# how much muscle?clean or dirty bulk



## FliPSkYTraK (Mar 3, 2008)

is dirty bulking faster than clean bulking when it comes to adding LEAN muscle?or will you gain same amount of muscle, you just gain more WEIGHT quickly when bulking dirty? someone please clear this out for me i keep hearing people saying dirty bulking is FASTER. faster when it comes to what?gaining weight or lean mass?


----------



## Crazy Albertan (Mar 4, 2008)

What do you mean by dirty, eating Mc Donalds burgers?  That'll load the weight on haha.  Eat clean man its the way to go.


----------



## clayu86 (Mar 4, 2008)

Crazy Albertan said:


> What do you mean by dirty, eating Mc Donalds burgers?  That'll load the weight on haha.  Eat clean man its the way to go.

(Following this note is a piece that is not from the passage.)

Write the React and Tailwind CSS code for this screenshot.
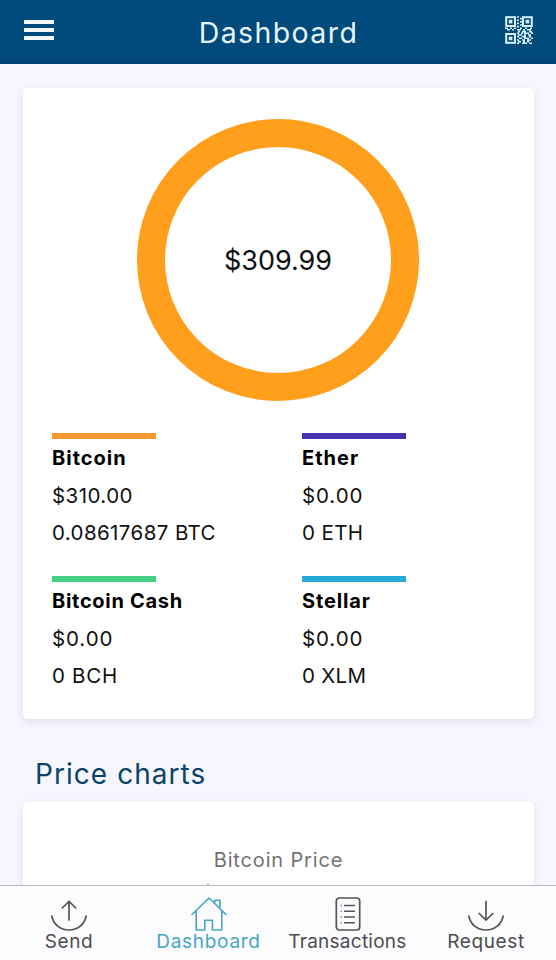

yeh if youre eating mcdonalds and stuff to bulk thats a bad deal broseph....back in my football days there was a guy who did that to get big...yeh he got big in the muscular strength and fat areas but his cardio was completely fucked up...you wanna get fit while keeping your heart strong...yeh you can get all prettied up but if you have no strong heart it is worthless...you might as well be morbidly obese...so eat clean and keep a strong heart and make solid gains.


----------



## Yanick (Mar 4, 2008)

Check out these two scenarios.

All hypothetical and made up numbers just to give you a sense of how this might work.

Lean Bulk. You gain 1lb in 1 week
1/2 is water
1/4 is fat
1/4 is muscle

Lee Priest Bulk: you gain 3lbs in 1 week
1.5lbs is water
1lb is fat
1/2lb is muscle

Thats basically how it can work. With a lean bulk, you control your calories better and eat clean foods and minimize fat gain but you can potentially hinder a little bit of muscle gain. With a fat sloppy bulk you throw caution to the wind and make sure that you are overeating and giving your body the necessary nutrients to build muscle to its natural (or unnatural) potential. This will result in greater gain across the spectrum, but you will have to deal with having the gut, potentially hurting your long term health etc.


----------



## DeadBolt (Mar 4, 2008)

Yanick said:


> Check out these two scenarios.
> 
> All hypothetical and made up numbers just to give you a sense of how this might work.
> 
> ...



Dont forget to mention the LBM you will lose trying to cut all that unwanted BF.  Clean bulk in the end you will appreciate it more...you wont have to cut as long to get to the end result.  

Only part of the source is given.